**The request**
Quote, with no changes, the lines that run from the top of the material to the line with "350.5px 350.5px 350.5px", both included.

**Dataset extract**
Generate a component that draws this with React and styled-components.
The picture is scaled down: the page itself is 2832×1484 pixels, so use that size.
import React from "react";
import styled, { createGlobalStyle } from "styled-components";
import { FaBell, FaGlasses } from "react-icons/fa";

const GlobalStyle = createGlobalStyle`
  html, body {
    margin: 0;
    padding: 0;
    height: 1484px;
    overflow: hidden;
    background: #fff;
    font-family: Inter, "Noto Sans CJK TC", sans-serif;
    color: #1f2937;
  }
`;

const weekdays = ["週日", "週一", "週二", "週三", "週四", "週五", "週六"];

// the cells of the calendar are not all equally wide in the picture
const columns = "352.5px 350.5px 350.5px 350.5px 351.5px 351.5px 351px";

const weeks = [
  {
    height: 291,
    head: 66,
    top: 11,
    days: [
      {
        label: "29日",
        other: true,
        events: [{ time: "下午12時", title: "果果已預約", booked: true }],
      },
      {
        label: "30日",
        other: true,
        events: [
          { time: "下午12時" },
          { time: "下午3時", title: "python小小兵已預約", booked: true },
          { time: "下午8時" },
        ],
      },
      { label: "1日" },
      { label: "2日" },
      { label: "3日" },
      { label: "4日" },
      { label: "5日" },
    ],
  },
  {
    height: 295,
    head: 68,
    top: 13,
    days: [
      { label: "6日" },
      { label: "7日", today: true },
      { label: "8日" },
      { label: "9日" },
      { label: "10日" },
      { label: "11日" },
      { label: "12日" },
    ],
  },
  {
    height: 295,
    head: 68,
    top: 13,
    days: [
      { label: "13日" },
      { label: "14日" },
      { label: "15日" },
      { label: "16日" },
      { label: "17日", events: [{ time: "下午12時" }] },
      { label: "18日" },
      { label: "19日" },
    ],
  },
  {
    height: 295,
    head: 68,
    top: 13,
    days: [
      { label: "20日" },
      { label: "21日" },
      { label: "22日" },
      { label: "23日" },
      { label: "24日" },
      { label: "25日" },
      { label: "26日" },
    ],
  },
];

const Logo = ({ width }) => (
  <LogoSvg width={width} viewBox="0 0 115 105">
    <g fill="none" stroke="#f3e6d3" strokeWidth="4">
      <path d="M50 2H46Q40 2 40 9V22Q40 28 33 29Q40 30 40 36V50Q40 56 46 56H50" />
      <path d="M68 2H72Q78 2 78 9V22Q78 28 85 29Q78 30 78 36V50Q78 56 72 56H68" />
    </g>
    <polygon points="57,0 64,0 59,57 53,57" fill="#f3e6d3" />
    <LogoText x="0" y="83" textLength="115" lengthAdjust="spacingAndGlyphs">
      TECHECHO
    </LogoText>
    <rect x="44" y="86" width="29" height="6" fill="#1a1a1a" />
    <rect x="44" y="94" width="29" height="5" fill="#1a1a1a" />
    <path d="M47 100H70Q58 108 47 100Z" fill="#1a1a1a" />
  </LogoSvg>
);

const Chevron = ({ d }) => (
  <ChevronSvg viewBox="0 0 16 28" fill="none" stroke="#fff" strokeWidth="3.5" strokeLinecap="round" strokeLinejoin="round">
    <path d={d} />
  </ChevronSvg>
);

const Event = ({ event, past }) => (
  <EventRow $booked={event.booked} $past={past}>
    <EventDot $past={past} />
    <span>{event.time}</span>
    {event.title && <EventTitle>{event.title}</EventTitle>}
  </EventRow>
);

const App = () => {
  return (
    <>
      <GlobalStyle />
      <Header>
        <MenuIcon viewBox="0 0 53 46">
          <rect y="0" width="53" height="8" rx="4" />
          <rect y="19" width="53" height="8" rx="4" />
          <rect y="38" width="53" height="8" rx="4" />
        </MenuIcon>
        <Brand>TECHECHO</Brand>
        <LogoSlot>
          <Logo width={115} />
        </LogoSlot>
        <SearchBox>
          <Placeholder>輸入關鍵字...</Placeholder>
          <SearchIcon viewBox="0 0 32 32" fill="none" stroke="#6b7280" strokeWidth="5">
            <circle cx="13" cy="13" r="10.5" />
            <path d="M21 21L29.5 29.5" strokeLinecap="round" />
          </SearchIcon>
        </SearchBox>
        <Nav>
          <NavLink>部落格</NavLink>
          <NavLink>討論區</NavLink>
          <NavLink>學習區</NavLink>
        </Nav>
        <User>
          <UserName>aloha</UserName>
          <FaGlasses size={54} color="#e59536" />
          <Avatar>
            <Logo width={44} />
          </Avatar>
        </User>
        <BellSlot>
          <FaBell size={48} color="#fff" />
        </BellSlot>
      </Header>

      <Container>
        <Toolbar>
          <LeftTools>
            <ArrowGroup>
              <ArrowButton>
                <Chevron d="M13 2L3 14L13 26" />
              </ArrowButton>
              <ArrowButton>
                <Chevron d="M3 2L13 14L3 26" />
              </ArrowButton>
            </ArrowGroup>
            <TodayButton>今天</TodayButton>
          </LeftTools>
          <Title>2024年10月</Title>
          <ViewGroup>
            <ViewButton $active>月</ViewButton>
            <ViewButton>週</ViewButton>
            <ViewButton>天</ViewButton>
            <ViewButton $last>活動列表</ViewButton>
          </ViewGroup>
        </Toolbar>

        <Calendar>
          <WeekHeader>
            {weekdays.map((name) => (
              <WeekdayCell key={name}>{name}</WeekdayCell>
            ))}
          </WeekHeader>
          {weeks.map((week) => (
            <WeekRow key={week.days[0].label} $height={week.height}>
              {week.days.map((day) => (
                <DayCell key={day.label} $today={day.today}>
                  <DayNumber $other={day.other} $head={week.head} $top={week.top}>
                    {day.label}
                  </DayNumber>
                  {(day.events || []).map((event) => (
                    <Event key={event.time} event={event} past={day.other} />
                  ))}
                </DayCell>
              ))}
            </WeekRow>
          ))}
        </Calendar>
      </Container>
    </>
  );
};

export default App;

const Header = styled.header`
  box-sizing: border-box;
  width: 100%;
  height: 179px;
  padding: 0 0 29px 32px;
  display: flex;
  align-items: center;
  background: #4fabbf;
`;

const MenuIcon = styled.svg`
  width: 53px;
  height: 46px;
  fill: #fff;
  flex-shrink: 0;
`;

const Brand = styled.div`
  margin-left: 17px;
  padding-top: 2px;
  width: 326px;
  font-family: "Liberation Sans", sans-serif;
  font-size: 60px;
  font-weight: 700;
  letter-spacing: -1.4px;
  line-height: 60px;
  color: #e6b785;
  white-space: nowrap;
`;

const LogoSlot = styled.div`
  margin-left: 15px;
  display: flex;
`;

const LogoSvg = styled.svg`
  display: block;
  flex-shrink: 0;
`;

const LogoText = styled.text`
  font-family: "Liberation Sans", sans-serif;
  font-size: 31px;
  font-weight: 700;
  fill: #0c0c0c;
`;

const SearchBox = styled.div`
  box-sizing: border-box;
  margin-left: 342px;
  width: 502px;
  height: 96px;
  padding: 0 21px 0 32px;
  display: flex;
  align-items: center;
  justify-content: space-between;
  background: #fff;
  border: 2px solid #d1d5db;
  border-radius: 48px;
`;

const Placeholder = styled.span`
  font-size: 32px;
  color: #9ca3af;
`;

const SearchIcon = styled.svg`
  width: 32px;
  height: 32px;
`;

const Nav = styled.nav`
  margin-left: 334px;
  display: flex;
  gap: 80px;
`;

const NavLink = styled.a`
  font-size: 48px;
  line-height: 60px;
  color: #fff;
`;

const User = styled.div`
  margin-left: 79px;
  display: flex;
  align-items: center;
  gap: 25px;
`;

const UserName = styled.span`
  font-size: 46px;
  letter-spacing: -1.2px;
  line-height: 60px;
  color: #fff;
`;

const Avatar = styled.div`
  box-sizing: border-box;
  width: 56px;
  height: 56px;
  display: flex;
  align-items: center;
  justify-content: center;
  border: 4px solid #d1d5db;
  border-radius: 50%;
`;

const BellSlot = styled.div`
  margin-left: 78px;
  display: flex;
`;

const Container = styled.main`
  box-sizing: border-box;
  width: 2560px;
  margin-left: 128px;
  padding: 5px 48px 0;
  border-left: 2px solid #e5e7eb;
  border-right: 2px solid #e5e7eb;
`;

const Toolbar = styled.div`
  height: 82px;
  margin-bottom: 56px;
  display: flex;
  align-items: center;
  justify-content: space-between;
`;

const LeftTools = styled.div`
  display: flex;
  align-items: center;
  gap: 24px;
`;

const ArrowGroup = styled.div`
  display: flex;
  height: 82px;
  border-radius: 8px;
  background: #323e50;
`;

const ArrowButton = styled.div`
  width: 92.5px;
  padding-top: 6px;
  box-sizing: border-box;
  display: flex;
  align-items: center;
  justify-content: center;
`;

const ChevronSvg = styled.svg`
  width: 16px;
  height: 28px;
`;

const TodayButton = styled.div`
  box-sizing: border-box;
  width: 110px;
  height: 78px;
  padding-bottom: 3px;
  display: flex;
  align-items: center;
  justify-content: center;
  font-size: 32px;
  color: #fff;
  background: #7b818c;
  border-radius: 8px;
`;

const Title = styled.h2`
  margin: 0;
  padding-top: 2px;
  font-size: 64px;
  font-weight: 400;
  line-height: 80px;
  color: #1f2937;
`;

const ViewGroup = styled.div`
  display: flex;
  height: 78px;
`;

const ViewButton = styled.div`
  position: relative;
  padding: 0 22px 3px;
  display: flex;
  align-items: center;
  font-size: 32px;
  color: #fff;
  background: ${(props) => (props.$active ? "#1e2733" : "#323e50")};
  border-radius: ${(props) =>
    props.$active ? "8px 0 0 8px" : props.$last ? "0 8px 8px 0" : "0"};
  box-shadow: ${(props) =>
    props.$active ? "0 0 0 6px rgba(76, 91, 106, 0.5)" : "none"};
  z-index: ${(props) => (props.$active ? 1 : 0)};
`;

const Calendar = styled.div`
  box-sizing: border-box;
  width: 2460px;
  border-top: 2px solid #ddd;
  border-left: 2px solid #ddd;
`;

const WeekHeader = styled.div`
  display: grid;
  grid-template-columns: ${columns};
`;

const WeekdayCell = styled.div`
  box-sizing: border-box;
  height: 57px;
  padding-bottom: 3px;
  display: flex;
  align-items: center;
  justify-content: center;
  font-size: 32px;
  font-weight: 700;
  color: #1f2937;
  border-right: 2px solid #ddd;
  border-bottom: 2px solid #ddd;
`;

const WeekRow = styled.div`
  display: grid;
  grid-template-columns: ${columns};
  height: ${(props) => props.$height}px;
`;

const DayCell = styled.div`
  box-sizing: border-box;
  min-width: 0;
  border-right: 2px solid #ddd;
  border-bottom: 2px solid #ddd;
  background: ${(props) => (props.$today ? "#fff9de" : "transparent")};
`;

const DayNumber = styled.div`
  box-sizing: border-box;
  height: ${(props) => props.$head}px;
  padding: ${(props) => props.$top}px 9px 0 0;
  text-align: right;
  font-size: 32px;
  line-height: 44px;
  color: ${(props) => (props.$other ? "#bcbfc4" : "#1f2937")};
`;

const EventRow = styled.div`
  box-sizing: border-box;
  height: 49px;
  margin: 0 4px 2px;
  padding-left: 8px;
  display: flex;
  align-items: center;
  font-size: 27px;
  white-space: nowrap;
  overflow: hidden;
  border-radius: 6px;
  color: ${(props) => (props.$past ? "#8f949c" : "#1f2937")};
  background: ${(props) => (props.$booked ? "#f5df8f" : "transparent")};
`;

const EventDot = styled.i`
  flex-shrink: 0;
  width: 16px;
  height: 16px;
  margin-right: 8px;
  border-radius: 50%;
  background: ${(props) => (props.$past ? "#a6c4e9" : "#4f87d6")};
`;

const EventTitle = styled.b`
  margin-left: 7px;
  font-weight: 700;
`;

**Solution**
Generate a component that draws this with React and styled-components.
The picture is scaled down: the page itself is 2832×1484 pixels, so use that size.
import React from "react";
import styled, { createGlobalStyle } from "styled-components";
import { FaBell, FaGlasses } from "react-icons/fa";

const GlobalStyle = createGlobalStyle`
  html, body {
    margin: 0;
    padding: 0;
    height: 1484px;
    overflow: hidden;
    background: #fff;
    font-family: Inter, "Noto Sans CJK TC", sans-serif;
    color: #1f2937;
  }
`;

const weekdays = ["週日", "週一", "週二", "週三", "週四", "週五", "週六"];

// the cells of the calendar are not all equally wide in the picture
const columns = "352.5px 350.5px 350.5px 350.5px 351.5px 351.5px 351px";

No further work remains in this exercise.